On April 9, 2003, T.J. Holdings, LLC ("TJ Holdings"), a member of
Sun/Forest, LLC ("Sun/Forest") (which, in turn, owns an equity interest in
SunChamp LLC), filed a complaint against the Company, SunChamp LLC, certain
other affiliates of the Company and two directors of Sun Communities, Inc.
in the Superior Court of Guilford County, North Carolina. The complaint
alleges that the defendants wrongfully deprived the plaintiff of economic
opportunities that they took for themselves in contravention of duties
allegedly owed to the plaintiff and purports to claim damages of $13.0
million plus an unspecified amount for punitive damages. The Company
believes the complaint and the claims threatened therein have no merit and
will defend it vigorously.

The Company is involved in various other legal proceedings arising in the
ordinary course of business. All such proceedings, taken together, are not
expected to have a material adverse impact on our results of operations or
financial condition.



15


SUN COMMUNITIES OPERATING LIMITED PARTNERSHIP

ITEM 2. MANAGEMENT'S DISCUSSION AND ANALYSIS OF FINANCIAL
CONDITION AND RESULTS OF OPERATIONS

OVERVIEW

The following discussion and analysis of the consolidated financial condition
and results of operations should be read in conjunction with the consolidated
financial statements and the notes thereto. Capitalized terms are used as
defined elsewhere in this Form 10-Q.

SIGNIFICANT ACCOUNTING POLICIES

The Company had identified significant accounting policies that, as a result of
the judgments, uncertainties, uniqueness and complexities of the underlying
accounting standards and operations involved, could result in material changes
to its financial condition or result of operations under different conditions or
using different assumptions. Details regarding the Company's significant
accounting policies are described fully in the Company's 2002 Annual Report
filed with the Securities and Exchange Commission on Form 10-K. During the three
and six months ended June 30, 2003, there have been no material changes to the
Company's significant accounting policies that impacted the Company's financial
condition or results of operations.


RESULTS OF OPERATIONS

Comparison of the six months ended June 30, 2003 and 2002

For the six months ended June 30, 2003, income before distribution to Preferred
OP Units and discontinued operations decreased by 20.1 percent from $20.9
million to $16.7 million, when compared to the six months ended June 30, 2002.
The decrease was due to increased revenues and equity income of $8.3 million
offset by increased expenses of $12.5 million as described in more detail below.

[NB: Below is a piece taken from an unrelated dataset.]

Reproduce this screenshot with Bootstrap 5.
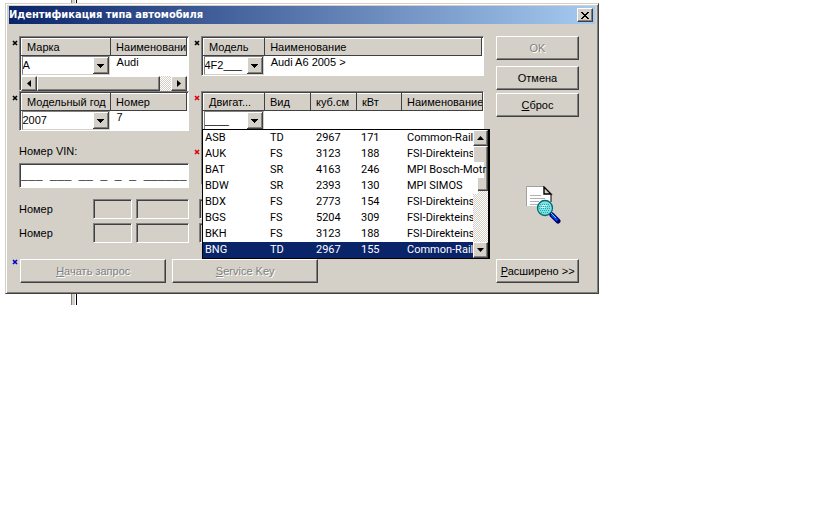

Income from property increased by $5.2 million from $76.7 million to $81.9
million, or 6.8 percent, due to acquisitions made during the prior year whose
partial year income affects comparability ($3.5 million) and rent increases and
other community revenues ($1.7 million).

Equity income from affiliates increased by $1.7 million to an income of $0.6
million due primarily to increased profitability and volume of home sales and
that the prior period included $0.5 million of losses from Origen and $0.2
million of losses from SunChamp, which is now consolidated. Other income
increased by $1.4 million from $4.6 million to $6.0 million due primarily to an
increase in interest income.

Property operating and maintenance expenses increased by $3.5 million from $16.3
million to $19.8 million, or 21.5 percent. The increase was due to the expansion
of cable TV services ($0.2 million), increase in property and casualty insurance
costs ($0.2 million), increase in employee benefits costs ($0.2 million),
increases in utility costs ($0.5 million), and increases in repair and
maintenance expenses ($0.5 million). Acquisitions made during 2002 and the
consolidation of SunChamp properties accounted for $1.7 million of the remaining
increase of $1.9 million.



16


SUN COMMUNITIES OPERATING LIMITED PARTNERSHIP

ITEM 2. MANAGEMENT'S DISCUSSION AND ANALYSIS OF FINANCIAL
CONDITION AND RESULTS OF OPERATIONS

RESULTS OF OPERATIONS, CONTINUED:

Real estate taxes increased by $0.9 million from $5.1 million to $6.0 million,
or 17.6 percent, due to acquisitions made during 2002 ($0.4 million) and
increases in assessments and tax rates ($0.5 million).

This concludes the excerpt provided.